Here's a compromise idea. Would the folks at NARAL support it?
- Every state that passes new post-Roe abortion legislation should hold a referendum to approve it by winning a 60% supermajority.
- Only women will be allowed to vote in in this referendum after reading Caitlin Flanagan's "The Dishonesty of the Abortion Debate" in The Atlantic.
I know that will never happen, but I think that a vote that requires a supermajority of women on an issue as consequential for women as this one, will be the best way to prevent the absolutists on the Left or the Right from setting the policy.
5/8/22 Update: Douthat supports my assertion that Roe initiated the culture wars:
A nationalized abortion debate split America along two especially dangerous lines of fracture, class and religion. Though liberals often insist that they are championing abortion rights on behalf of the poor and marginalized, the reality is that poorer and less-educated Americans are more likely to be pro-life, while the rich and well-educated are more likely to be pro-choice. Likewise, though pro-lifers stress the secular arguments against abortion, the reality is that Christian beliefs are one the best predictors of anti-abortion sentiment.

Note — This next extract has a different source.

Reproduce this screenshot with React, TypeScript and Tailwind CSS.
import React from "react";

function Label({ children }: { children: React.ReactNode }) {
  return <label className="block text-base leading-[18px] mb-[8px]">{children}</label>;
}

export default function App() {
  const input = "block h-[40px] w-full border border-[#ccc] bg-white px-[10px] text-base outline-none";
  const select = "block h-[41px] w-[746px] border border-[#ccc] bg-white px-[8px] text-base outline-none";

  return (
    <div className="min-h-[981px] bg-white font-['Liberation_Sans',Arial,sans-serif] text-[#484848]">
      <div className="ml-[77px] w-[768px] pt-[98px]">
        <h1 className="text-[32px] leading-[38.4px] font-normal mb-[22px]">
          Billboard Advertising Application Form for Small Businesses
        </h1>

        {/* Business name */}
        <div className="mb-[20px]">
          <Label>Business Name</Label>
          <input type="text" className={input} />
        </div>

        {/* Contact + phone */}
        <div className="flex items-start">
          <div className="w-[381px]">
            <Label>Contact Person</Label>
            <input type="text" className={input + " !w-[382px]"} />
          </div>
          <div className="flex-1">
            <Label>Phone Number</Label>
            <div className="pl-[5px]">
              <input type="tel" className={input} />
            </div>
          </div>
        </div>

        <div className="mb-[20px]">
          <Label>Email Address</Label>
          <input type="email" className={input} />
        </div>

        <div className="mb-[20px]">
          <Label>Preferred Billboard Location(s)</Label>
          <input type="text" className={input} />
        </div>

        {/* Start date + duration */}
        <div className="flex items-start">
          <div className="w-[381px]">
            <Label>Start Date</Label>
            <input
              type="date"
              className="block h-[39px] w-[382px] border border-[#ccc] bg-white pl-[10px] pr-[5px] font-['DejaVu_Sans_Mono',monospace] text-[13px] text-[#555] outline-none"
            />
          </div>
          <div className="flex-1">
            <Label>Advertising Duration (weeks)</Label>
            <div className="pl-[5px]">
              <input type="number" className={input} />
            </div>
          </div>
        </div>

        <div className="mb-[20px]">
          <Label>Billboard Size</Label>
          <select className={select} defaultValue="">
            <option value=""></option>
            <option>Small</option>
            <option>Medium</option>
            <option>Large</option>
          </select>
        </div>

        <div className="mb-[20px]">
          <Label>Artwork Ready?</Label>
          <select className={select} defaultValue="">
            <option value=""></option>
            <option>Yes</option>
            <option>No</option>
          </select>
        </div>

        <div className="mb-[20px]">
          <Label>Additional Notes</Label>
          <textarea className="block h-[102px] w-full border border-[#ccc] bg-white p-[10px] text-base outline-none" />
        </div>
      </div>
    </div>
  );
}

So the sorting that defines our politics today — a right that’s working-class, rural and religious, a liberalism of the city and the secular and the managerial class — was accelerated by the divisions over Roe.
And the way Roe was decided made this polarization worse. From the perspective of geography and class, a group of robed lawyers in Washington, D.C., demanding that the country simply accept their settlement on one of the gravest moral questions imaginable is the perfect primer for a populist revolt. What has happened in similar ways with other issues — immigration, most notably — happened with abortion first: The elite settlement failed to settle the issue, and the backlash encompassed not just the issue itself but elite legitimacy writ large.

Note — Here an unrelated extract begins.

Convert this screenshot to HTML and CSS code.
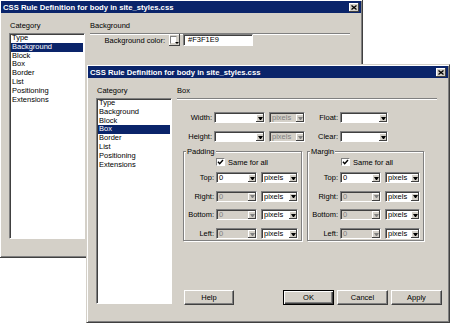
FILE: index.html
```html
<!DOCTYPE html>
<html lang="en">

<head>
  <meta charset="UTF-8" />
  <title>CSS Rule Definition</title>
  <link rel="stylesheet" href="styles.css">
</head>

<body>
  <!-- back dialog: Background page -->
  <div class="dialog back">
    <div class="titlebar">
      <span>CSS Rule Definition for body in site_styles.css</span>
      <span class="close"><svg width="6" height="5" viewBox="0 0 6 5"><path d="M0.5 0.5L5.5 4.5M5.5 0.5L0.5 4.5" stroke="#000" stroke-width="1.3"/></svg></span>
    </div>
    <div class="dlg-body">
      <div class="cat">
        <div class="cat-label">Category</div>
        <ul class="cat-list">
          <li>Type</li>
          <li class="active">Background</li>
          <li>Block</li>
          <li>Box</li>
          <li>Border</li>
          <li>List</li>
          <li>Positioning</li>
          <li>Extensions</li>
        </ul>
      </div>
      <div class="pane">
        <div class="pane-head">Background</div>
        <div class="row bg-row">
          <span class="lbl lbl-bg">Background color:</span>
          <span class="swatch"><span class="swatch-box"></span><span class="swatch-arrow"></span></span>
          <span class="field">#F3F1E9</span>
        </div>
      </div>
    </div>
  </div>

  <!-- front dialog: Box page -->
  <div class="dialog front">
    <div class="titlebar">
      <span>CSS Rule Definition for body in site_styles.css</span>
      <span class="close"><svg width="6" height="5" viewBox="0 0 6 5"><path d="M0.5 0.5L5.5 4.5M5.5 0.5L0.5 4.5" stroke="#000" stroke-width="1.3"/></svg></span>
    </div>
    <div class="dlg-body">
      <div class="cat">
        <div class="cat-label">Category</div>
        <ul class="cat-list">
          <li>Type</li>
          <li>Background</li>
          <li>Block</li>
          <li class="active">Box</li>
          <li>Border</li>
          <li>List</li>
          <li>Positioning</li>
          <li>Extensions</li>
        </ul>
      </div>
      <div class="pane">
        <div class="pane-head">Box</div>

        <div class="row size-row">
          <span class="lbl lbl-size">Width:</span>
          <span class="combo c-size"><span class="val"></span><span class="arrow"></span></span>
          <span class="combo c-unit off"><span class="val">pixels</span><span class="arrow"></span></span>
          <span class="lbl lbl-float">Float:</span>
          <span class="combo c-float"><span class="val"></span><span class="arrow"></span></span>
        </div>
        <div class="row size-row second">
          <span class="lbl lbl-size">Height:</span>
          <span class="combo c-size"><span class="val"></span><span class="arrow"></span></span>
          <span class="combo c-unit off"><span class="val">pixels</span><span class="arrow"></span></span>
          <span class="lbl lbl-float">Clear:</span>
          <span class="combo c-float"><span class="val"></span><span class="arrow"></span></span>
        </div>

        <div class="groups">
          <div class="group group-pad">
            <div class="group-title">Padding</div>
            <div class="check-row">
              <span class="check"><svg width="7" height="6" viewBox="0 0 7 6"><path d="M1 2.8L2.7 4.8L6 1" fill="none" stroke="#000" stroke-width="1.4"/></svg></span>
              Same for all
            </div>
            <div class="row box-row">
              <span class="lbl lbl-box">Top:</span>
              <span class="combo c-box"><span class="val">0</span><span class="arrow"></span></span>
              <span class="combo c-boxunit"><span class="val">pixels</span><span class="arrow"></span></span>
            </div>
            <div class="row box-row">
              <span class="lbl lbl-box">Right:</span>
              <span class="combo c-box off"><span class="val">0</span><span class="arrow"></span></span>
              <span class="combo c-boxunit"><span class="val">pixels</span><span class="arrow"></span></span>
            </div>
            <div class="row box-row">
              <span class="lbl lbl-box">Bottom:</span>
              <span class="combo c-box off"><span class="val">0</span><span class="arrow"></span></span>
              <span class="combo c-boxunit"><span class="val">pixels</span><span class="arrow"></span></span>
            </div>
            <div class="row box-row">
              <span class="lbl lbl-box">Left:</span>
              <span class="combo c-box off"><span class="val">0</span><span class="arrow"></span></span>
              <span class="combo c-boxunit"><span class="val">pixels</span><span class="arrow"></span></span>
            </div>
          </div>

          <div class="group group-margin">
            <div class="group-title">Margin</div>
            <div class="check-row">
              <span class="check"><svg width="7" height="6" viewBox="0 0 7 6"><path d="M1 2.8L2.7 4.8L6 1" fill="none" stroke="#000" stroke-width="1.4"/></svg></span>
              Same for all
            </div>
            <div class="row box-row">
              <span class="lbl lbl-box">Top:</span>
              <span class="combo c-box"><span class="val">0</span><span class="arrow"></span></span>
              <span class="combo c-boxunit"><span class="val">pixels</span><span class="arrow"></span></span>
            </div>
            <div class="row box-row">
              <span class="lbl lbl-box">Right:</span>
              <span class="combo c-box off"><span class="val">0</span><span class="arrow"></span></span>
              <span class="combo c-boxunit"><span class="val">pixels</span><span class="arrow"></span></span>
            </div>
            <div class="row box-row">
              <span class="lbl lbl-box">Bottom:</span>
              <span class="combo c-box off"><span class="val">0</span><span class="arrow"></span></span>
              <span class="combo c-boxunit"><span class="val">pixels</span><span class="arrow"></span></span>
            </div>
            <div class="row box-row">
              <span class="lbl lbl-box">Left:</span>
              <span class="combo c-box off"><span class="val">0</span><span class="arrow"></span></span>
              <span class="combo c-boxunit"><span class="val">pixels</span><span class="arrow"></span></span>
            </div>
          </div>
        </div>

        <div class="footer">
          <span class="btn help">Help</span>
          <span class="btn default">OK</span>
          <span class="btn">Cancel</span>
          <span class="btn">Apply</span>
        </div>
      </div>
    </div>
  </div>
</body>

</html>
```

FILE: styles.css
```css
* {
  box-sizing: border-box;
}

body {
  margin: 0;
  width: 450px;
  height: 323px;
  position: relative;
  overflow: hidden;
  background: #fff;
  font-family: "Liberation Sans", Arial, sans-serif;
  font-size: 7.5px;
  color: #000;
}

/* window frame */
.dialog {
  position: absolute;
  width: 364px;
  height: 259px;
  padding: 1px;
  background: #d4d0c8;
  border: 1px solid;
  border-color: #d4d0c8 #404040 #404040 #d4d0c8;
  box-shadow: inset 1px 1px #fff, inset -1px -1px #808080;
  display: flex;
  flex-direction: column;
}

.back {
  left: -1px;
  top: -1px;
}

.front {
  left: 86px;
  top: 64px;
}

.titlebar {
  height: 12px;
  padding: 0 2px;
  background: #0a246a;
  color: #fff;
  font-weight: bold;
  font-size: 7.7px;
  display: flex;
  align-items: center;
  justify-content: space-between;
}

.close {
  width: 10px;
  height: 9px;
  background: #d4d0c8;
  box-shadow: inset -1px -1px #404040, inset 1px 1px #fff;
  display: flex;
  align-items: center;
  justify-content: center;
}

.dlg-body {
  flex: 1;
  display: flex;
  gap: 5px;
  padding: 0 6px 0 8px;
}

/* category list */
.cat {
  width: 76px;
  display: flex;
  flex-direction: column;
}

.cat-label {
  padding: 8px 0 0 1px;
  line-height: 10px;
}

.cat-list {
  list-style: none;
  margin: 2px 0 0;
  padding: 0 1px;
  height: 206px;
  background: #fff;
  border: 1px solid;
  border-color: #808080 #fff #fff #808080;
  box-shadow: inset 1px 1px #404040;
}

.cat-list li {
  line-height: 8.8px;
  padding-left: 1px;
}

.cat-list .active {
  background: #0a246a;
  color: #fff;
}

/* right pane */
.pane {
  flex: 1;
  display: flex;
  flex-direction: column;
}

.pane-head {
  padding: 8px 0 2px;
  line-height: 10px;
  margin-right: 5px;
  border-bottom: 1px solid #808080;
  box-shadow: 0 1px #fff;
}

.row {
  display: flex;
  align-items: center;
  height: 11px;
}

.lbl {
  text-align: right;
  margin-right: 2px;
  white-space: nowrap;
}

.size-row {
  margin-top: 13px;
}

.size-row.second {
  margin-top: 8px;
}

.lbl-size {
  width: 35px;
}

.lbl-float {
  width: 31px;
}

.lbl-box {
  width: 30px;
}

/* combo boxes */
.combo {
  height: 11px;
  display: flex;
  padding: 1px 0 0 1px;
  background: #fff;
  border: 1px solid;
  border-color: #808080 #fff #fff #808080;
  box-shadow: inset 1px 1px #404040;
}

.combo .val {
  flex: 1;
  padding-left: 1px;
  line-height: 8px;
  overflow: hidden;
  white-space: nowrap;
}

.combo .arrow {
  width: 8px;
  background: #d4d0c8;
  box-shadow: inset -1px -1px #404040, inset 1px 1px #fff;
  display: flex;
  align-items: center;
  justify-content: center;
}

.combo .arrow::after {
  content: "";
  width: 1px;
  height: 0;
  border-left: 2px solid transparent;
  border-right: 2px solid transparent;
  border-top: 3px solid #000;
}

.combo.off {
  background: #d4d0c8;
  color: #808080;
}

.combo.off .arrow::after {
  border-top-color: #808080;
}

.c-size {
  width: 51px;
}

.c-unit {
  width: 36px;
  margin: 0 2px 0 4px;
}

.c-float {
  width: 48px;
}

.c-box {
  width: 41px;
}

.c-boxunit {
  width: 37px;
  margin-left: 4px;
}

.group-margin .c-boxunit {
  width: 35px;
}

/* group boxes */
.groups {
  display: flex;
  gap: 5px;
  margin: 9px 0 0 6px;
}

.group {
  border: 1px solid #808080;
  box-shadow: 1px 1px #fff, inset 1px 1px #fff;
  padding-bottom: 1px;
}

.group-pad {
  width: 119px;
}

.group-margin {
  width: 117px;
}

.group-title {
  width: fit-content;
  margin: -5px 0 0 2px;
  padding: 0 1px;
  line-height: 9px;
  background: #d4d0c8;
}

.check-row {
  display: flex;
  align-items: center;
  gap: 3px;
  height: 8px;
  margin-top: 2px;
  padding-left: 32px;
}

.group-margin .check-row {
  padding-left: 33px;
}

.check {
  width: 9px;
  height: 8px;
  background: #fff;
  border: 1px solid;
  border-color: #808080 #fff #fff #808080;
  display: flex;
  align-items: center;
  justify-content: center;
}

.box-row {
  margin-top: 7.7px;
}

.check-row + .box-row {
  margin-top: 6px;
}

/* back dialog colour row */
.bg-row {
  height: 12px;
}

.lbl-bg {
  width: 75px;
  margin-right: 4px;
}

.swatch {
  width: 11px;
  height: 12px;
  margin-right: 3px;
  position: relative;
  background: #d4d0c8;
  box-shadow: inset -1px -1px #404040, inset 1px 1px #fff;
}

.swatch-box {
  display: block;
  width: 7px;
  height: 8px;
  margin: 2px 0 0 1px;
  background: #fff;
  border: 1px solid;
  border-color: #808080 #d4d0c8 #d4d0c8 #808080;
}

.swatch-arrow {
  position: absolute;
  right: 1px;
  bottom: 2px;
  border-left: 2px solid transparent;
  border-right: 2px solid transparent;
  border-top: 2px solid #000;
}

.field {
  width: 70px;
  height: 12px;
  padding-left: 4px;
  line-height: 10px;
  background: #fff;
  border: 1px solid;
  border-color: #808080 #fff #fff #808080;
  box-shadow: inset 1px 1px #404040;
}

/* buttons */
.footer {
  display: flex;
  gap: 3px;
  margin-top: 49px;
  padding-left: 7px;
}

.btn {
  width: 51px;
  height: 15px;
  line-height: 13px;
  text-align: center;
  background: #d4d0c8;
  border: 1px solid;
  border-color: #fff #404040 #404040 #fff;
  box-shadow: inset -1px -1px #808080;
}

.btn.help {
  width: 50px;
  margin-right: auto;
}

.btn.default {
  border-color: #000;
  box-shadow: inset 1px 1px #fff, inset -1px -1px #404040, inset -2px -2px #808080;
}
```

From the perspective of religion, meanwhile, by constitutionalizing the issue Roe didn’t just hand a normal political defeat to the pro-life side; it seemed to read their core convictions out of the American constitutional order entirely, seeding a religious alienation that continues to bear bitter fruit today. And the timing was particularly unfortunate: When Roe was handed down, both Catholicism and evangelicalism had just passed through periods of reform and modernization that promised a reconciliation between Christian faith and liberal modernity. Then immediately, liberal modernity changed its demands and made them all-or-nothing, making the moral price of admission more than many Christians could reasonably pay.